Member of the Arizona House of Representatives from the 30th district
- In office 2013 – January 9, 2017

Personal details
- Born: January 30, 1984 (age 42)
- Party: Democratic

= Jonathan Larkin =

American politician (born 1984)

Jonathan Larkin (born January 30, 1984) is an American former politician who served as a Democratic member of the Arizona House of Representatives from 2013 to 2017. Larkin enlisted in the Marines out of high school after participating in JROTC. He participated in the invasion of Iraq, then served a tour of duty in the Philippines and another tour in Iraq. In addition to serving in the legislature, Larkin also worked for Fry's Food Stores.

==Electoral history==
- 2016 – Incumbent Larkin ran for reelection, while McCune-Davis retired from the Legislature.
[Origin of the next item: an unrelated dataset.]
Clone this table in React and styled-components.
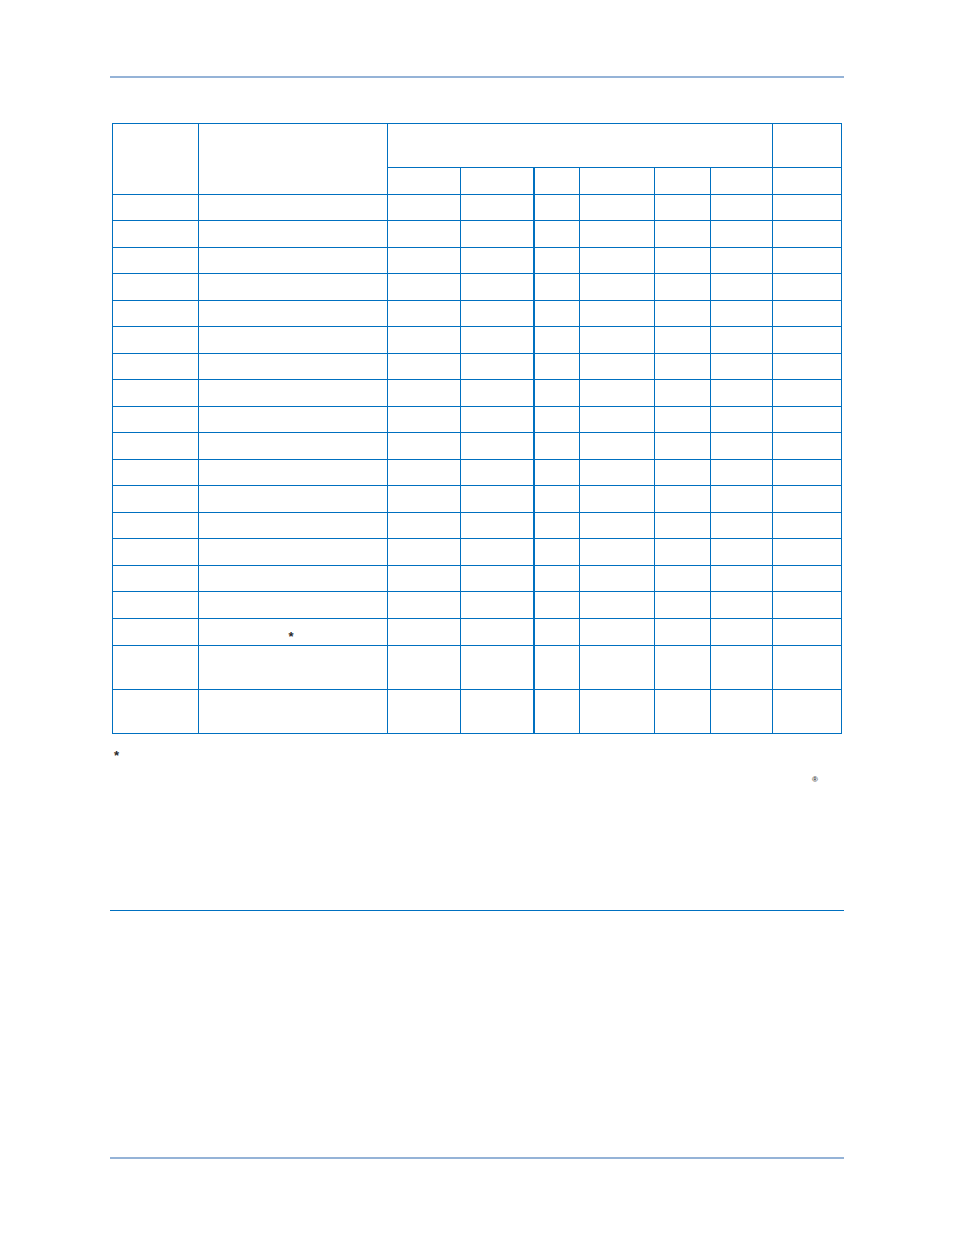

Larkin placed third behind Democratic primary challengers Ray Martinez and Tony Navarrete. Martinez and Navarrete went on to win the general election.
- 2014 – Incumbents Jonathan Larkin and Debbie McCune-Davis were unopposed in the Democratic primary. Michael Gidwani and John Lyon were unopposed in the Republican primary. Larkin and McCune-Davis defeated Gidwani, Lyon and Angel Garcia (I) in the general election.
- 2012 – Larkin and incumbent Debbie McCune-Davis defeated Mike Snitz in the Democratic primary on August 28, 2012. They won the general election on November 6, 2012.